Sarney sai da cena política sem deixar herdeiros de grande expressão nacional
Senador desistiu da reeleição e vai encerrar carreira política
José Sarney anunciou a aposentadoriaEstadão Conteúdo |
A aposentadoria do senador José Sarney (PMDB-AP) pegou boa parte dos eleitores e da classe política de surpresa, apesar de o cacique do PMDB ter dito, no ano passado, que não se candidataria à reeleição.
Depois de 60 anos na vida pública, a saúde frágil da esposa, Dona Marly, e os próprios problemas, que o levaram algumas vezes ao hospital, foram os motivos alegados da saída — embora, nos bastidores, fale-se que Sarney temia não ser reeleito.
Para a doutora em ciência política da Unesp (Universidade Estadual Paulista) Maria Teresa Miscelli Kerbauy, Sarney não deve deixar herdeiros com grande expressão nacional, embora seus filhos estejam envolvidos na política.
— Acho que nem a filha [Roseana Sarney] nem o filho [Sarney Filho] teriam condições de dar continuidade – diz– Pode até ser que, de uma perspectiva regional, sim. Mas, nacionalmente, nenhum teve a projeção que Sarney teve.
Roseana Sarney, filha do senador, já foi deputada federal, senadora e governadora do Maranhão, cargo que ocupa atualmente. Sarney Filho é deputado federal do Partido Verde (PV) pelo Maranhão.
O cientista político da FGV (Fundação Getúlio Vargas) Marco Antônio Teixeira concorda que é difícil que os filhos ocupem o espaço do pai.
— Não dá para você falar de sucessor natural.
Mas Teixeira acredita que a forma de se fazer política como Sarney continua.
— Por mais que as pessoas saiam da política, o modus operandi continua o mesmo. Acho que essa [renovação] é uma construção da sociedade.
Maria Teresa afirma que Sarney representa um jeito antigo de se fazer política.
— É uma prática política tradicional, de clientelismo, de troca de favores. A gente gostaria que essa prática se extinguisse no Brasil, que as práticas políticas fossem caracterizadas por critérios democráticos. Acho que isso [aposentadoria] pode significar uma renovação dessas práticas.
Carreira
Sarney se envolveu na política assim que entrou para a Faculdade de Direito e passou a coordenar o comitê eleitoral de um amigo que se candidatou a deputado no Maranhão.
Em 1954 se filiou ao antigo PSD (Partido Social Democrático) e foi eleito suplente de deputado federal. Assumiu pela primeira vez uma vaga na Câmara em 1955.
Em 1965, um ano depois do golpe militar, aos 35 anos de idade, José Sarney conquistou o Palácio dos Leões e se torna governador do Maranhão com mais de 60% dos votos válidos. Desde então já foi senador e presidente da República.
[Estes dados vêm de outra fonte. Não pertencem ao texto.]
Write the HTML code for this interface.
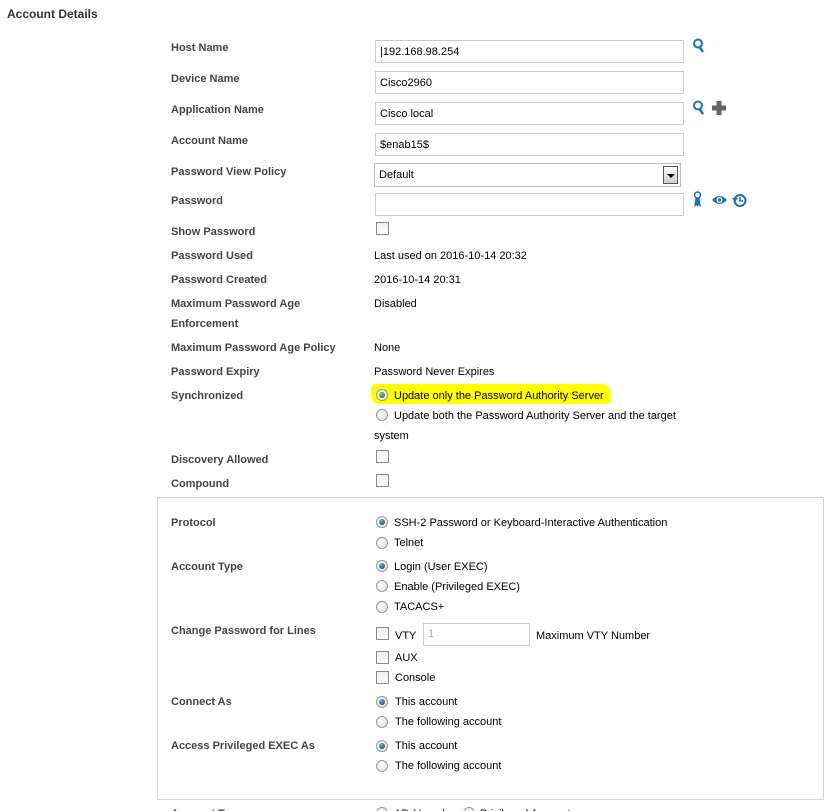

O cientista político da FGV destaca que Sarney esteve em todos os governos desde o regime militar e “tem uma trajetória política muito forte no País”.
— Não há como negar a presença política dele. Foi presidente, participou do governo FHC. No governo Lula, em momentos de crise, teve o papel de sustentação política.
Para Maria Teresa, poucos nomes conseguiram se manter na política após a transição entre os períodos ditatorial e democrático como Sarney.
— Poucas lideranças fizeram a sua trajetória durante a ditadura militar e conseguiram continuar. Isso tem um significado. Ele foi uma liderança expressiva do Maranhão e da forma como ele controlou a política maranhense ele chegou ao resto do País.
Para Teixeira, Sarney, como líder, vai ser lembrado também por coisas que não fez.
— Ele poderia ter liderado a reforma política, por exemplo, como alguém de liderança forte. Ele tem uma parcela de culpa por atitudes que não tomou.
O anúncio da aposentadoria deve ser formalizado em convenção regional do PMDB, no Amapá, na próxima sexta-feira (27).